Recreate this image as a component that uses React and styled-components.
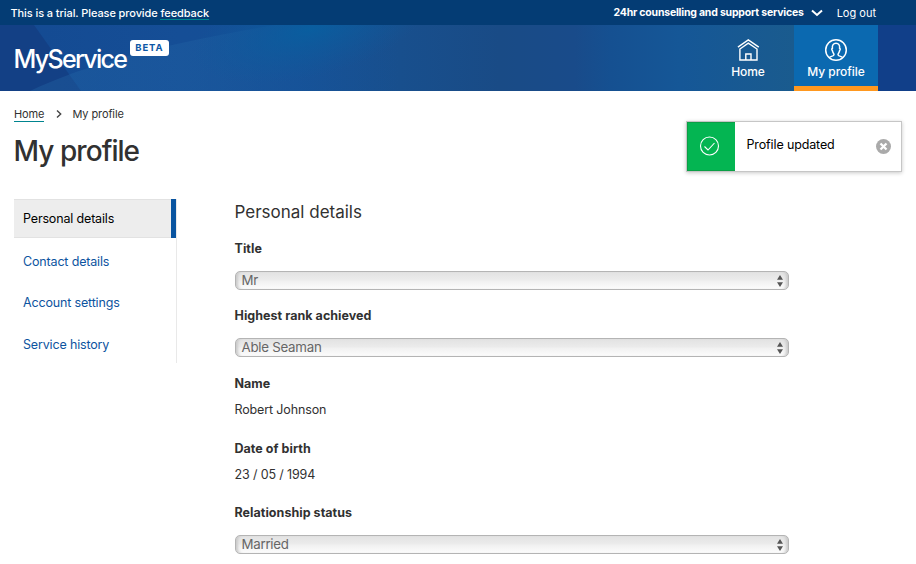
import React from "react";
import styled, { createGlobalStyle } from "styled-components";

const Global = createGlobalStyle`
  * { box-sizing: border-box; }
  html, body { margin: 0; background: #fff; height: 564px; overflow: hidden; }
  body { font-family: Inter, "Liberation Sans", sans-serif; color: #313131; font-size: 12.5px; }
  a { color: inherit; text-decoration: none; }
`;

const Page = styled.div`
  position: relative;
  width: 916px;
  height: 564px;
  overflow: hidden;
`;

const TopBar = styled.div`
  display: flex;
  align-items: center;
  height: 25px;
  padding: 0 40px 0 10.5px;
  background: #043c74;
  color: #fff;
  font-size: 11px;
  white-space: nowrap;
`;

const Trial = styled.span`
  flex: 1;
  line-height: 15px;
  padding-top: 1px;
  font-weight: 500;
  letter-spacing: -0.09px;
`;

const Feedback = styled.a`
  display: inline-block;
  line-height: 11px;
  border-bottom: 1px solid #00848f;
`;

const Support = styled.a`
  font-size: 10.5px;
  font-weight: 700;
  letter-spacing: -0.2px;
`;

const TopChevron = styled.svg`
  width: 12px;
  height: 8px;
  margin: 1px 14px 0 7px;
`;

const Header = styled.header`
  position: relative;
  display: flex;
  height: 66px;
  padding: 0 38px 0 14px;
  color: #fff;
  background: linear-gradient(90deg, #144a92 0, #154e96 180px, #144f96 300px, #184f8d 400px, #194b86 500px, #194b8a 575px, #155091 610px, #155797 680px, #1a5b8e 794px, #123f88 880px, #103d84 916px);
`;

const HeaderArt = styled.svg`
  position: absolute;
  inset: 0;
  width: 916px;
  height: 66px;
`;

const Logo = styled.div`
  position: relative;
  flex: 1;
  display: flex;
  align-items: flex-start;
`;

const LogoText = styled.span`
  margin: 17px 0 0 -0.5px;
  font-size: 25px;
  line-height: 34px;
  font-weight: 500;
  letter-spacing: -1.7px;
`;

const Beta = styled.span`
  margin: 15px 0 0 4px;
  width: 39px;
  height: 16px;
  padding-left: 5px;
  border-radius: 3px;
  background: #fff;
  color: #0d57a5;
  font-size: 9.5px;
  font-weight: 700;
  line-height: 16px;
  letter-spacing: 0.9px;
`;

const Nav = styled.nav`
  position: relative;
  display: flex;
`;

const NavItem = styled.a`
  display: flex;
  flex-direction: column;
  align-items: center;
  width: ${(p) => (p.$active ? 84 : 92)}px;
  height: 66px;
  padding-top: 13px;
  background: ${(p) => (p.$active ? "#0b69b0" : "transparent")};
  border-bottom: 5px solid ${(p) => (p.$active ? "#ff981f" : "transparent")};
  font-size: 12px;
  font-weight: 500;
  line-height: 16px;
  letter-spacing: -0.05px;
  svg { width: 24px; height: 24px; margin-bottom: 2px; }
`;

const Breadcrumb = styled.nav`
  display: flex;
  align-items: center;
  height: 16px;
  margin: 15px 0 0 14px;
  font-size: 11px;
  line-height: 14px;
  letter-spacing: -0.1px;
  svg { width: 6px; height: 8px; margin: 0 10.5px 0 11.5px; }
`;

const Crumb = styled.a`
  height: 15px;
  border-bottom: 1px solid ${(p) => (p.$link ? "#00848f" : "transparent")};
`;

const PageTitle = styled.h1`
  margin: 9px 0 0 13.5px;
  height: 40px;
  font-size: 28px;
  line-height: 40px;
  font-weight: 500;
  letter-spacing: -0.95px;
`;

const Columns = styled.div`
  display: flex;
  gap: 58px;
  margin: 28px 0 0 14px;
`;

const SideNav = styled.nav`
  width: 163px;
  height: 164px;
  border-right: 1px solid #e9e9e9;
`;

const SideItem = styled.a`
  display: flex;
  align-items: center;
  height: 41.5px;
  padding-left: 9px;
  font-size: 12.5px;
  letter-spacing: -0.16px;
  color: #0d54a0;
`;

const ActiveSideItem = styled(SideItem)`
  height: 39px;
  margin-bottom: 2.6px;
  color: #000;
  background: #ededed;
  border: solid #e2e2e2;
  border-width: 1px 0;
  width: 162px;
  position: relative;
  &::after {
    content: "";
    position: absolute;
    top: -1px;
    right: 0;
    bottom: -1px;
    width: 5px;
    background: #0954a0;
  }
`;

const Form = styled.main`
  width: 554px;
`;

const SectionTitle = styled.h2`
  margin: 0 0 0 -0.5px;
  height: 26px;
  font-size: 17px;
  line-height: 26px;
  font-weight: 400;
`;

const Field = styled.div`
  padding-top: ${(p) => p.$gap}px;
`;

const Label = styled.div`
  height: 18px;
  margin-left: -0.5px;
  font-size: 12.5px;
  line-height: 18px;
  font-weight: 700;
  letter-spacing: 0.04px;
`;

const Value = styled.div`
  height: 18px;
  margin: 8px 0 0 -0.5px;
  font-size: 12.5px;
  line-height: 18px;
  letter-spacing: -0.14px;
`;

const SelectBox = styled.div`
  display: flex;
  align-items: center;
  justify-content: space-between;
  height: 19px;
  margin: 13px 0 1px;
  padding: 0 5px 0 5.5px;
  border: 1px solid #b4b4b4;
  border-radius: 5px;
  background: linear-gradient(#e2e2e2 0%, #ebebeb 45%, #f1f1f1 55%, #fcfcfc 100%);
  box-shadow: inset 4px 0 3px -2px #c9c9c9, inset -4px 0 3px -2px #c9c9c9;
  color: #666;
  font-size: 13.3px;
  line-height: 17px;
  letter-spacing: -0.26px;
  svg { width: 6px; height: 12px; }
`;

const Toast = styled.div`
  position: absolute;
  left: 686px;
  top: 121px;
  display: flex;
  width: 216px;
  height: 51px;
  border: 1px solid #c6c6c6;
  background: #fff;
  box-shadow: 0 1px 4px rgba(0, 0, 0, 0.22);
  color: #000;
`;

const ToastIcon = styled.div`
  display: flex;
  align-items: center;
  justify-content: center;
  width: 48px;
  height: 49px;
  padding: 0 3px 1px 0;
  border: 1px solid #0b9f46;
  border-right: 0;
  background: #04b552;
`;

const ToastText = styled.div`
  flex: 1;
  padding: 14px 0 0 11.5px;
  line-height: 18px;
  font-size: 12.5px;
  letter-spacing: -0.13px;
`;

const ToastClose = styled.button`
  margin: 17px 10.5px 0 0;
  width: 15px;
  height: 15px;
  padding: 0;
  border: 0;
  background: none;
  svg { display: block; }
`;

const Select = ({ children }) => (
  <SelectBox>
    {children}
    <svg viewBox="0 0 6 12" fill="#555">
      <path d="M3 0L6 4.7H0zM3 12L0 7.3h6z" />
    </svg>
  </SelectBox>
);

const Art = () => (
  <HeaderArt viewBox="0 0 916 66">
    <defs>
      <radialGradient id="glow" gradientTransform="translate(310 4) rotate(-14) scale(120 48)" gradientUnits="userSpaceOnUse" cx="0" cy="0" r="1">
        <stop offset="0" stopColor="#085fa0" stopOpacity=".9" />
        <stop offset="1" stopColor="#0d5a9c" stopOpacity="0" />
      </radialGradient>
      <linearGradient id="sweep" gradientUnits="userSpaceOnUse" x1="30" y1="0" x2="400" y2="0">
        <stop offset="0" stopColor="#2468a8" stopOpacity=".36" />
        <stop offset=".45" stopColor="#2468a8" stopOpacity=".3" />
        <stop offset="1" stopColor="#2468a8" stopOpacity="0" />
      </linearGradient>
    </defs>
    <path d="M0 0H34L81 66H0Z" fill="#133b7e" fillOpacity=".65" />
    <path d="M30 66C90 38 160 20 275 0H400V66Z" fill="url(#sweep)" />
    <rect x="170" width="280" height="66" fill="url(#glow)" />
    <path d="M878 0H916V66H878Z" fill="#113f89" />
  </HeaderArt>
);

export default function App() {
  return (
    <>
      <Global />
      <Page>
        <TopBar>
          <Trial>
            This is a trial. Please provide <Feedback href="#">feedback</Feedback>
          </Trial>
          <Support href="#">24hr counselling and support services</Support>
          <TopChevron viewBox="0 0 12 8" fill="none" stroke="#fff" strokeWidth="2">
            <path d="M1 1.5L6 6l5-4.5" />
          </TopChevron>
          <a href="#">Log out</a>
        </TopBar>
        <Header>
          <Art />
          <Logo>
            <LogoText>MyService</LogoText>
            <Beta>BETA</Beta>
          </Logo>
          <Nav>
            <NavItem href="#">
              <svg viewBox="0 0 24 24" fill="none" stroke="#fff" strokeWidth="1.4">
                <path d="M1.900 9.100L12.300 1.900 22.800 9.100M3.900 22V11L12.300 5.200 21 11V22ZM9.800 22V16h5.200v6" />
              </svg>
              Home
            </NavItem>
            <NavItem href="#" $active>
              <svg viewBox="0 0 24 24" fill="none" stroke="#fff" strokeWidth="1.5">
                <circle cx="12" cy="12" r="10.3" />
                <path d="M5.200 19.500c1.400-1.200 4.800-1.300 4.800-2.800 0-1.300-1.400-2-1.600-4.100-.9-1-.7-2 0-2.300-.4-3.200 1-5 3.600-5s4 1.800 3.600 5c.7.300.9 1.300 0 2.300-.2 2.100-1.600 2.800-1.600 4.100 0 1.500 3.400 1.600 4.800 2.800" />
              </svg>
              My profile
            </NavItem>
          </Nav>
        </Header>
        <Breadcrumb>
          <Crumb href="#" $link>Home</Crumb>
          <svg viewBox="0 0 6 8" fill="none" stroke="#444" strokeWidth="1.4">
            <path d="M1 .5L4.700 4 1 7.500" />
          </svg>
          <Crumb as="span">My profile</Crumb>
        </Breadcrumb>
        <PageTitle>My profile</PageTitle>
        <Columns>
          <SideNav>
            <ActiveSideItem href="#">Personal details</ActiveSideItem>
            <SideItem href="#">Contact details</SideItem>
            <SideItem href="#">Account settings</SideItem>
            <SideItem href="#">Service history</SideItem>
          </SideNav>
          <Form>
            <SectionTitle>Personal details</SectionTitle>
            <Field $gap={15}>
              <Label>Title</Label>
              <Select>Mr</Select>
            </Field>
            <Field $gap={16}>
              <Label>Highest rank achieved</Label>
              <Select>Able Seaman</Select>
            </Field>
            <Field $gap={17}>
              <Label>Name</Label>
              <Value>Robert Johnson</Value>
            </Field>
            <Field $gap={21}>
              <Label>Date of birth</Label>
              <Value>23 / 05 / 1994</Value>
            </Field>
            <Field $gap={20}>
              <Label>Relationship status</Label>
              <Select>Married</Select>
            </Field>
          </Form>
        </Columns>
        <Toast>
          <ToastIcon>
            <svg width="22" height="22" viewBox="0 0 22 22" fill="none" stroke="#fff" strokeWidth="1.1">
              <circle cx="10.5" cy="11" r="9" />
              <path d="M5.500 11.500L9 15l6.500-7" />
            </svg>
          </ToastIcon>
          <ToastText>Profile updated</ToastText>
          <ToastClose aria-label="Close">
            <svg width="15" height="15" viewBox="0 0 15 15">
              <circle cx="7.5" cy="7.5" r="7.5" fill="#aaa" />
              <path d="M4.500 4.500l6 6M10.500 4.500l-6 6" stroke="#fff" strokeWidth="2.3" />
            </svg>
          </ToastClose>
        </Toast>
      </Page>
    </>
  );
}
____________________
WHAT TO PRODUCE
Find every line that includes the string "React". Report how many there are and nothing else.

RESPONSE BELOW
2